I’m the professional religious guy. I wear the collar all week and have titles and robes and now a hat. That covers those bases, with great help from our deacons. So, what am I asking here? I’m not sure. But God develops ministry in places where His word is studied and expounded on. We have weekly Bible study groups and we’ve always encouraged you to come and participate. It’s not an extra. It’s where Jesus is blessing the bread and handing it out to disciples. It’s where we may listen to God and listen to you, finding out what might be your own special gift. It’s in Bible study where we’ve learned the calling God has for people.
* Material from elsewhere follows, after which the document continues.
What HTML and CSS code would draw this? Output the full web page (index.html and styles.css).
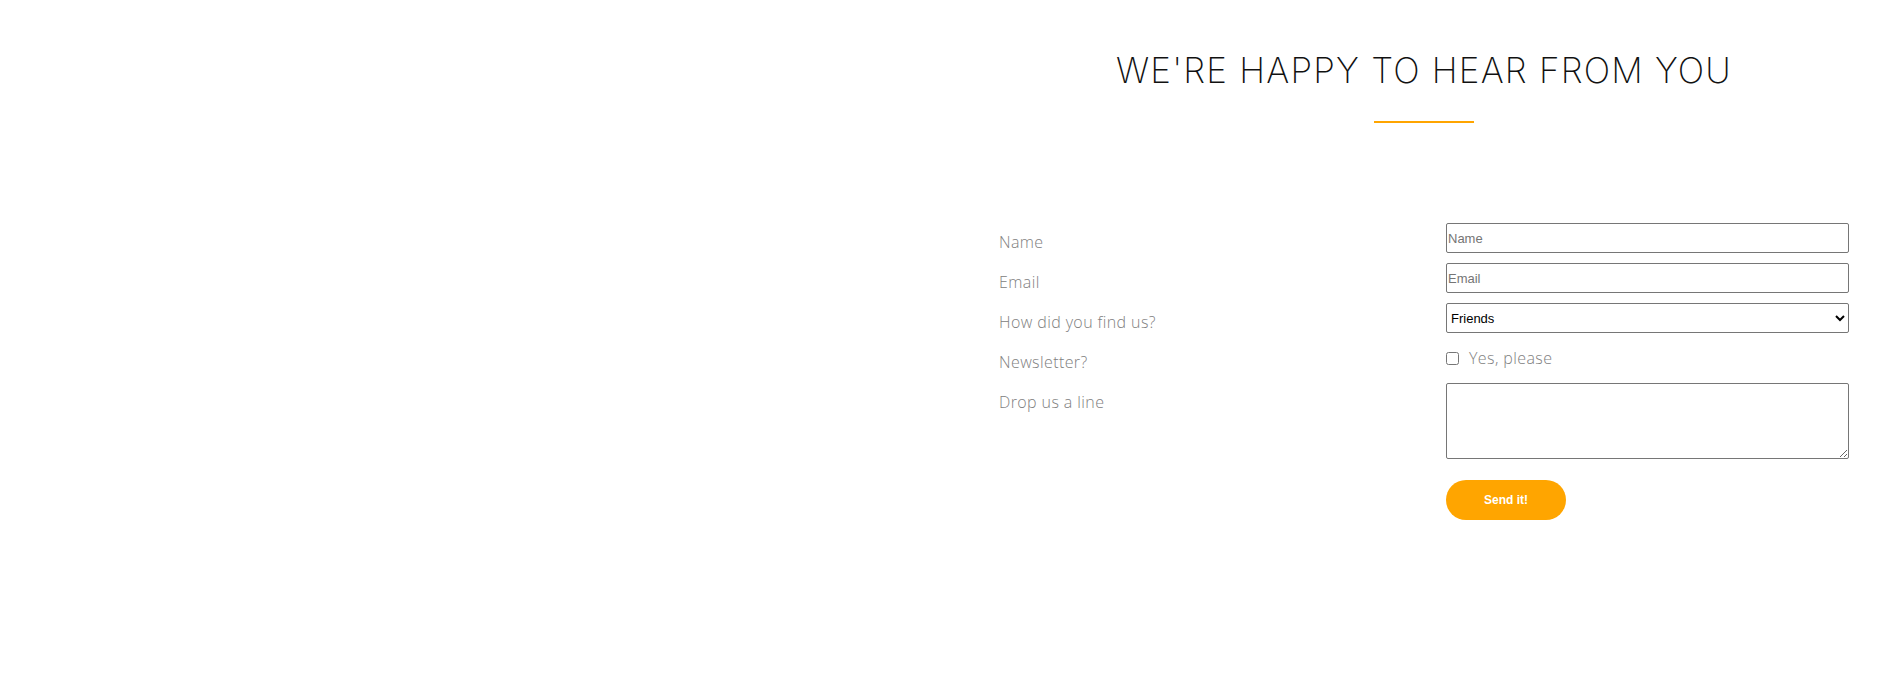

You may say we don’t have a school of ministry, a school of miracles, a school of prophecy, or a school of worship like a mega-church has. But I say, Oh yeah? Ministry, miracles, prophecy and worship are normal here. I train future ministers almost every year, and they go on to be deacons and priests elsewhere. What more is in our baskets? Just look and ask God.
Oh, we’re too small a congregation to do any good. One might say that. I remember five barley loaves and a crowd. And what was in their baskets when the meal was through?
Scarcity is a state of mind only. Abundance starts with an attitude of gratitude. Your basket is only full if you are willing to see others benefit from what God gives through you. It’s only empty when we disbelieve in His abundant blessings.
A belated Thanksgiving Blessing to you all. I hope your baskets of joy, good food and fellowship were fulfilling, and not just in turkey. Let’s enter the Advent season next Sunday anticipating Christmas without regard to black ink or red ink, but with the reckless generosity of a vast, unlimited God who loves us and loves all people.